**TASK BRIEF:**
The lines beneath this instruction, from the first through the one containing "number; h: number;", must be transcribed exactly; no other line belongs in the output.

·····

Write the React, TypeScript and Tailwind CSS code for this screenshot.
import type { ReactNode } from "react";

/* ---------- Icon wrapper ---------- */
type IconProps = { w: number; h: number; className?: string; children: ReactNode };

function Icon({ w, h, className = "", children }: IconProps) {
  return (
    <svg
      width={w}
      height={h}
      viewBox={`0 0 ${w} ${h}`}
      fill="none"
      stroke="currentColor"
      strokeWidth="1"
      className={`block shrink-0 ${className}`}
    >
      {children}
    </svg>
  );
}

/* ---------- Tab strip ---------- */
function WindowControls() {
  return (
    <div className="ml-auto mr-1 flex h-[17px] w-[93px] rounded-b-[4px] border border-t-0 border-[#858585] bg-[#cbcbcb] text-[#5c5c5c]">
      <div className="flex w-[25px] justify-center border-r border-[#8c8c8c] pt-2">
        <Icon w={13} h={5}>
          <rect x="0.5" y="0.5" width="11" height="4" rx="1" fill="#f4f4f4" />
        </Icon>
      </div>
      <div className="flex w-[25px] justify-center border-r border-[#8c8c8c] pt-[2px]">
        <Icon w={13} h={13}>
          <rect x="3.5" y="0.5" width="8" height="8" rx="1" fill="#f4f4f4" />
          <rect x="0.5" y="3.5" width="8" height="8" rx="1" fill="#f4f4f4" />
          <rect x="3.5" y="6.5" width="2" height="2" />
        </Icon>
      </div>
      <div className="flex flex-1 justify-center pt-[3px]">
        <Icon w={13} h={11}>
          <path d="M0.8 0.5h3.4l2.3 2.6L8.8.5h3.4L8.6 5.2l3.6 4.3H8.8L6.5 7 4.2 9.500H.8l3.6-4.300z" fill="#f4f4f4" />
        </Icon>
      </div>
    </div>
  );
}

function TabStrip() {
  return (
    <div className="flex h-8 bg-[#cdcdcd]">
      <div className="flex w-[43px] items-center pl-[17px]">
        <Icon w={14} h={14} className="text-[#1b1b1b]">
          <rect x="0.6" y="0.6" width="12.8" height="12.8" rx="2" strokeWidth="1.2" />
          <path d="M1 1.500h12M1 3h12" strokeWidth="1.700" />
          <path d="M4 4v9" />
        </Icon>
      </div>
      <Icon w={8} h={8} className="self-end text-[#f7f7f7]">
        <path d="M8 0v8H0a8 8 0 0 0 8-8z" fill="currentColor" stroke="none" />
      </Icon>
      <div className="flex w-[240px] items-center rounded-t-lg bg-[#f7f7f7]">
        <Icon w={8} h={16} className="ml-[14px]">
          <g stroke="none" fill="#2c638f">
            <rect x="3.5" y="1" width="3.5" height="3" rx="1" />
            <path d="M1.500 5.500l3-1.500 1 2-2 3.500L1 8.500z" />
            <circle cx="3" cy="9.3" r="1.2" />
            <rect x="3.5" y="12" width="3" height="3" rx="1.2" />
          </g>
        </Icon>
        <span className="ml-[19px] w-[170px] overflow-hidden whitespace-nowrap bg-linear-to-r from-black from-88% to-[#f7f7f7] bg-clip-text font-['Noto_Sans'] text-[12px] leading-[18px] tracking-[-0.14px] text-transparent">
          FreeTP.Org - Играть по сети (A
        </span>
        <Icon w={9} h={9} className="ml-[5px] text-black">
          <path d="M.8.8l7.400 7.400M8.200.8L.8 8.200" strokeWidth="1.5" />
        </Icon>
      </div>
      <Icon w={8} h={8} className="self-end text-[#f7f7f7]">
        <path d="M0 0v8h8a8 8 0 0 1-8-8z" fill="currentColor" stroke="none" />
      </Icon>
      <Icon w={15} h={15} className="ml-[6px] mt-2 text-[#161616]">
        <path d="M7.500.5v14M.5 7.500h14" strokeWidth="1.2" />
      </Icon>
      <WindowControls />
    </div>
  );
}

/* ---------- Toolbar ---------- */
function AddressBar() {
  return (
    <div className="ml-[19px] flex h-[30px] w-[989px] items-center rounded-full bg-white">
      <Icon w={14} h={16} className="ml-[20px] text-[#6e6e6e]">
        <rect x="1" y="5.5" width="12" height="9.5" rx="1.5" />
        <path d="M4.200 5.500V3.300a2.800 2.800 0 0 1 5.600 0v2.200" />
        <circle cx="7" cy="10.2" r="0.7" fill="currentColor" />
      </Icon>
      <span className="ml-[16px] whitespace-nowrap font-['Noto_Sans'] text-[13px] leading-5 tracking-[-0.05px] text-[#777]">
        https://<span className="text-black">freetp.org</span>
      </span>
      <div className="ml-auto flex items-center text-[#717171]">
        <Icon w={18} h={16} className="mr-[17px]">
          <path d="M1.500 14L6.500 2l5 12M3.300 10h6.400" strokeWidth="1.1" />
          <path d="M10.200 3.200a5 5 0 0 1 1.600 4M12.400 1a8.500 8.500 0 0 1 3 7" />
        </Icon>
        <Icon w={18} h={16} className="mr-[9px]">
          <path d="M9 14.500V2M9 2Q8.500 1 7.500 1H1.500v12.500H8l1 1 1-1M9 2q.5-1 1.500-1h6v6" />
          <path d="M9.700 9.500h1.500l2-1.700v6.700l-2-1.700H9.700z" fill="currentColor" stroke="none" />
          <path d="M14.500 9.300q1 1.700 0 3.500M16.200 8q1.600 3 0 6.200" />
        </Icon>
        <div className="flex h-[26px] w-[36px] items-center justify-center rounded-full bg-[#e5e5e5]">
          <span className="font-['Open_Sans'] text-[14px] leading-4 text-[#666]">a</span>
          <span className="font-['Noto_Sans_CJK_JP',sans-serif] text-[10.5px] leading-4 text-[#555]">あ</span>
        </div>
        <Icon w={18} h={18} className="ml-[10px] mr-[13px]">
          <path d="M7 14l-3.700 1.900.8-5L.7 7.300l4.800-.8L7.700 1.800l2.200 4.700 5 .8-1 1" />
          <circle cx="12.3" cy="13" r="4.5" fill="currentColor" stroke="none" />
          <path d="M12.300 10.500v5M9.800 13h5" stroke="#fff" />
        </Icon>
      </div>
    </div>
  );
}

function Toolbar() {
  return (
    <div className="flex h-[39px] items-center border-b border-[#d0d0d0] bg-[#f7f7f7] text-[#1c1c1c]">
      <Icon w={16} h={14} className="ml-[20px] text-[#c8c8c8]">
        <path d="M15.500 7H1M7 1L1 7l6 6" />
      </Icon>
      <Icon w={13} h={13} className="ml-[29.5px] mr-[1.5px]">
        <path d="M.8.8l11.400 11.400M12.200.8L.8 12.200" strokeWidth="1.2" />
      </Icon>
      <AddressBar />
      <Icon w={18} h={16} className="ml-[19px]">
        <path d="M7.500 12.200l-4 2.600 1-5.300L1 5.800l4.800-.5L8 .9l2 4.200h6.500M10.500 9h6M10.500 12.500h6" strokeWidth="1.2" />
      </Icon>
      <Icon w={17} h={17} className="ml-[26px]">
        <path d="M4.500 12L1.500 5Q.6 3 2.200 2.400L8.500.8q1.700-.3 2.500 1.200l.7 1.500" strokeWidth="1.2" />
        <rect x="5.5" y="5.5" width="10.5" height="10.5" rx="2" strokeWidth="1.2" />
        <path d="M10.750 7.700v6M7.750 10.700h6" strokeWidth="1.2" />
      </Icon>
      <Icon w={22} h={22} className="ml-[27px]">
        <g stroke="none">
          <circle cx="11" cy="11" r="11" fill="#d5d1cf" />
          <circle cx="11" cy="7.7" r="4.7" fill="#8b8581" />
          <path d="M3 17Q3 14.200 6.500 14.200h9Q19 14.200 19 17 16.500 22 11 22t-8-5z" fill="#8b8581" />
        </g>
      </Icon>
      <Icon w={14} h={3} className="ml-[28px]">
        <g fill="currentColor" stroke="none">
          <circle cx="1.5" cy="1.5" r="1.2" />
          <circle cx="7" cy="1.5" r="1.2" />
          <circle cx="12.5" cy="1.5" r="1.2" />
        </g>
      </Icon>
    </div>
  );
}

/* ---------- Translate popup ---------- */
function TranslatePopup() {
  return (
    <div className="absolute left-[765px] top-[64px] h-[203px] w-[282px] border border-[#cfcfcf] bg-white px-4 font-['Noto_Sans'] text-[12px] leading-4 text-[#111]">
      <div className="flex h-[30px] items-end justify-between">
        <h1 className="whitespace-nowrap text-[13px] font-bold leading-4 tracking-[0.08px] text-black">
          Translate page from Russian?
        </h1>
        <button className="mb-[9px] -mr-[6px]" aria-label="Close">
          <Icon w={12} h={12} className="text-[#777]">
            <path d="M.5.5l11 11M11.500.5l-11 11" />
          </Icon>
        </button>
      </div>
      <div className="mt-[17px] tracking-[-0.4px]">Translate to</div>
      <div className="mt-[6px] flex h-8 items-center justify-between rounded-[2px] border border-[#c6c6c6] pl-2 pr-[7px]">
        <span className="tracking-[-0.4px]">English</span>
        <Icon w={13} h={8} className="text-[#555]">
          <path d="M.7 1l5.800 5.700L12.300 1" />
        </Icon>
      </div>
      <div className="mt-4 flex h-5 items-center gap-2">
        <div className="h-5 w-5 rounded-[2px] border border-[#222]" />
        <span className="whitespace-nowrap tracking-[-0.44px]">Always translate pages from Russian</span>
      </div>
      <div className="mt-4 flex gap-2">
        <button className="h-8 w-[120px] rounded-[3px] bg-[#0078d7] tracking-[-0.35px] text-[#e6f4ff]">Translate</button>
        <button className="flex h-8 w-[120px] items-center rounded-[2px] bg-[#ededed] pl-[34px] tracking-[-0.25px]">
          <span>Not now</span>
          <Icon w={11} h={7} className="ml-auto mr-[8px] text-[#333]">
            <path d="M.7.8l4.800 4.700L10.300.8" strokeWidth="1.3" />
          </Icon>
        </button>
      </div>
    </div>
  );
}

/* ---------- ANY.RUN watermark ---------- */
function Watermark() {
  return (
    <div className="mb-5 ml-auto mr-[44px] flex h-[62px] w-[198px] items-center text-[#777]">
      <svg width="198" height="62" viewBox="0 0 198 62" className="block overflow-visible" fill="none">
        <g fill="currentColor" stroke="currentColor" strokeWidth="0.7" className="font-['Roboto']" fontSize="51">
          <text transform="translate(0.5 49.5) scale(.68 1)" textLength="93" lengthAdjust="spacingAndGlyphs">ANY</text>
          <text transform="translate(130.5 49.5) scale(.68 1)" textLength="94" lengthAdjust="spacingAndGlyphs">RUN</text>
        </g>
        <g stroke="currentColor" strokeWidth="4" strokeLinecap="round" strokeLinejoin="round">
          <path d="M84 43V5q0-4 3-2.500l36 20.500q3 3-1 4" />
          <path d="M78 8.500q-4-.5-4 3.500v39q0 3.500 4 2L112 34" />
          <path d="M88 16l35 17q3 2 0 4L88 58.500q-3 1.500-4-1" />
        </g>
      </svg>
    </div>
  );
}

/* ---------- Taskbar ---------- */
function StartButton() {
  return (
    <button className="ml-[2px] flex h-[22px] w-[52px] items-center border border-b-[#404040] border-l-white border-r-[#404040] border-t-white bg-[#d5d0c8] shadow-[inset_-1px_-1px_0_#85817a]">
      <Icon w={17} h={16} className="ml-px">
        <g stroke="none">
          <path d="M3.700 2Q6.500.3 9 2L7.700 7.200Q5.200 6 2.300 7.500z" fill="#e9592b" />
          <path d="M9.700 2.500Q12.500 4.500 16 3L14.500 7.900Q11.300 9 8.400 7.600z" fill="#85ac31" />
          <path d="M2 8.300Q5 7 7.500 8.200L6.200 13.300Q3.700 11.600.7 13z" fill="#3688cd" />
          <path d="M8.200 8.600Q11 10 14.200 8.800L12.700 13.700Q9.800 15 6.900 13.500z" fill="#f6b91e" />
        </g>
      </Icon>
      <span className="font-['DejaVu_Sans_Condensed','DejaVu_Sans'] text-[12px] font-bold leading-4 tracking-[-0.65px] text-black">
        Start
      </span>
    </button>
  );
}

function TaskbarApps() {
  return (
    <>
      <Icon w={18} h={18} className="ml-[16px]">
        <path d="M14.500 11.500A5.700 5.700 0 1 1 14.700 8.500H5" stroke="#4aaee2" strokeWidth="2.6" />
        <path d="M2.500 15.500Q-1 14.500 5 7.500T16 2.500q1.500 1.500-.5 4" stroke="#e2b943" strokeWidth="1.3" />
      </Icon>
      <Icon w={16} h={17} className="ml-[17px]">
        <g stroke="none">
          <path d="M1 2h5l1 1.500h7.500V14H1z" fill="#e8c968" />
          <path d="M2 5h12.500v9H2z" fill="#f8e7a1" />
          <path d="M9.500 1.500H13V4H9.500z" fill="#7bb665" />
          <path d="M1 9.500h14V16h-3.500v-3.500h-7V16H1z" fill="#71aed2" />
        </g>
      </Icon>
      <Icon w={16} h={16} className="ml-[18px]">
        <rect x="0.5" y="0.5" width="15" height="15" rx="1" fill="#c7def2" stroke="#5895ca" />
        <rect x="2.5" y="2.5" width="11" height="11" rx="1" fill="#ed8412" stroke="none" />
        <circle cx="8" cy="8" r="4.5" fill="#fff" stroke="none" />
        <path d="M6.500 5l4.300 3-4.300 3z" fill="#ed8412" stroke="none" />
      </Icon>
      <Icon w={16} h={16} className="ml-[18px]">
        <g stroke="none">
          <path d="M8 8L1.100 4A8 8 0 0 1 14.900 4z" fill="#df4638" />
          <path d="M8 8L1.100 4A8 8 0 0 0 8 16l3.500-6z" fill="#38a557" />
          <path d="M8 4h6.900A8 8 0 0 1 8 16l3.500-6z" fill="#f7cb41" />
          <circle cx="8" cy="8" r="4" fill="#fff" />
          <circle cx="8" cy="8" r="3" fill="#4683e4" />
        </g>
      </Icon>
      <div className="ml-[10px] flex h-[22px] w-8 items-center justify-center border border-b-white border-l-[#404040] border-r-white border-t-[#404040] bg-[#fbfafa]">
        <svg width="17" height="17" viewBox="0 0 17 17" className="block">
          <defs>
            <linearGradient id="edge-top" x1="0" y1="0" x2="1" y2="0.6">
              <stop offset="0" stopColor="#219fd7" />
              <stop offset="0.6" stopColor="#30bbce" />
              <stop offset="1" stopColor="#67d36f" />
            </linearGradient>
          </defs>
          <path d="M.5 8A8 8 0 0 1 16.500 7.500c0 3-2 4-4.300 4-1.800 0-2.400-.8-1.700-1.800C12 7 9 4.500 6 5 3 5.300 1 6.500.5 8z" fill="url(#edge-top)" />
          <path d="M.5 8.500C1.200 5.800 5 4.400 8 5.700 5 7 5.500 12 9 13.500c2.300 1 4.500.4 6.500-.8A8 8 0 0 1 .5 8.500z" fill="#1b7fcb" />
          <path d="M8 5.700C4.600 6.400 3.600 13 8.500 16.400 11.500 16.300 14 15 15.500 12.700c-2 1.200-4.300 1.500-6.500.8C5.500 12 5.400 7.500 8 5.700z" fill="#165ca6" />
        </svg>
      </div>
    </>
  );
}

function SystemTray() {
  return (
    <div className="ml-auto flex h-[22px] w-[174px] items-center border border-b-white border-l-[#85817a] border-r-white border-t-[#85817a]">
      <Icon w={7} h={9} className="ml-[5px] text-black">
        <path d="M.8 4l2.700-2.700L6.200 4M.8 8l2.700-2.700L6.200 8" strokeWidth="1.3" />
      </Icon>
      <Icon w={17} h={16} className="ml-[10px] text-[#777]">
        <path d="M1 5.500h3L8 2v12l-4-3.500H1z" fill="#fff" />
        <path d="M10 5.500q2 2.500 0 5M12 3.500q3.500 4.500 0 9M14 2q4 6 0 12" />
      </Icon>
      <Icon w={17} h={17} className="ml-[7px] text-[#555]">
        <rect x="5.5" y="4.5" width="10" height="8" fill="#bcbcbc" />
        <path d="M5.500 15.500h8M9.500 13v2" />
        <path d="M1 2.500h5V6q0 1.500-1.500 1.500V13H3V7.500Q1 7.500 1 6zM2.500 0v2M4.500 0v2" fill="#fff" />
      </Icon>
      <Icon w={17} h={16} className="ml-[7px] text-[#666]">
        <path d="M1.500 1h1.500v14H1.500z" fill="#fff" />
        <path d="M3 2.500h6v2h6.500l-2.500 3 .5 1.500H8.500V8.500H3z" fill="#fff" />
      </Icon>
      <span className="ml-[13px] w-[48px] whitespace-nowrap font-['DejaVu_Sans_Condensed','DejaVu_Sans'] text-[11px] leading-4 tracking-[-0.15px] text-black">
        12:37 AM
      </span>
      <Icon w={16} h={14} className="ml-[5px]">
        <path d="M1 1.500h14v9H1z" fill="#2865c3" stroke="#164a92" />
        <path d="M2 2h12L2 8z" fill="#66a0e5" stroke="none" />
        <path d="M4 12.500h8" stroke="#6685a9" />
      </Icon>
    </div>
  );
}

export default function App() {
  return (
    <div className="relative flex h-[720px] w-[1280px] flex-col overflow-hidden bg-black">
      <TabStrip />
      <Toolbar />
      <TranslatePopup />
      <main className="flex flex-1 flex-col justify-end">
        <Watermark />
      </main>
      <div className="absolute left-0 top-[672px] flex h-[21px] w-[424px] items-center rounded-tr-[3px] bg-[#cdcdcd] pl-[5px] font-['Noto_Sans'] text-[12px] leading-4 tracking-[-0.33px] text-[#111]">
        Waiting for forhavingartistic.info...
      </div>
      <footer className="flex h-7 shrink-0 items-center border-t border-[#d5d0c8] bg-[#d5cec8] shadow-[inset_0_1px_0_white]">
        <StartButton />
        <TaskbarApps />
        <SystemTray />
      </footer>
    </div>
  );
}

·····

**RESULT:**
Write the React, TypeScript and Tailwind CSS code for this screenshot.
import type { ReactNode } from "react";

/* ---------- Icon wrapper ---------- */
type IconProps = { w: number; h: number; className?: string; children: ReactNode };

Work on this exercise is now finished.